As a child, I can remember being given a list of words to memorize. Each week we were given the assignment of writing the word five times and making a sentence with each one. This type of teaching does not often take place now. Many school districts have adopted programs from Saxon Phonics.
In Saxon Phonics, students are taught rules for the spelling of words. For example, as early as kindergarten students are taught when vowels are short and when they use their long sound. Each day students review picture cards with rules such as vowel-constant-e to remember that the e is silent and the vowel is long. Students are given rules for when to use k in a word and when to c. K is used when spelling before an e, i, or y. C comes before everything else. Other skills taught within Saxon Phonics focus on syllables, rhyming, compound words, and word count in sentences. Saxon Phonics gives students a pattern to look for in words and helps them relate new words to words that they already know. Parents are amazed at how their child can sit down and code and read an unknown word.

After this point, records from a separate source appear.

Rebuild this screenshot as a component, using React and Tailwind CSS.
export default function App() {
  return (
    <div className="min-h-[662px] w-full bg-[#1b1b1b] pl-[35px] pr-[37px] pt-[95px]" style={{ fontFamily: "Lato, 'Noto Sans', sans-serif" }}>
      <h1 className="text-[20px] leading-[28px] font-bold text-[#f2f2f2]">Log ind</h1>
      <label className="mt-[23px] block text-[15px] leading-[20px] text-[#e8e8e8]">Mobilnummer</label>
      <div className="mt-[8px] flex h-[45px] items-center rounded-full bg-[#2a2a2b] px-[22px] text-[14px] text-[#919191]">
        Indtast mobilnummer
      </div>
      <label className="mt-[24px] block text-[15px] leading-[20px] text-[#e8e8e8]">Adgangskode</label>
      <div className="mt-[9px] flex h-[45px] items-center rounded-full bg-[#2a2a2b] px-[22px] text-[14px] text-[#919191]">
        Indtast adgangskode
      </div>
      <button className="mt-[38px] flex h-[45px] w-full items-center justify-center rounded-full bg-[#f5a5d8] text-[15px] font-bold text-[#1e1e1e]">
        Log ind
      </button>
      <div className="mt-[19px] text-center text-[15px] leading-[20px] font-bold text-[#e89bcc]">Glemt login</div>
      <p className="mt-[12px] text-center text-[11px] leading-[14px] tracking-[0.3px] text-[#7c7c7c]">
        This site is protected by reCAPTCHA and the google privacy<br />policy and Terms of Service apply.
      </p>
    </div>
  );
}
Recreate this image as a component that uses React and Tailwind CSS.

Of course, as with everything there are exceptions to all rules. Not every word in the English language will follow the rules of Saxon Phonics. These words, students are taught to memorize by sight and are labeled as “sight words”. Sight words along with words that can be “sounded-out” are put into small books for children to read. The books progressively get harder as the students master each one.
By using programs such a Saxon Phonics, teachers are more easily being able to answer the “why” question that so many students have. Rules give some students the tool that they need to become successful readers.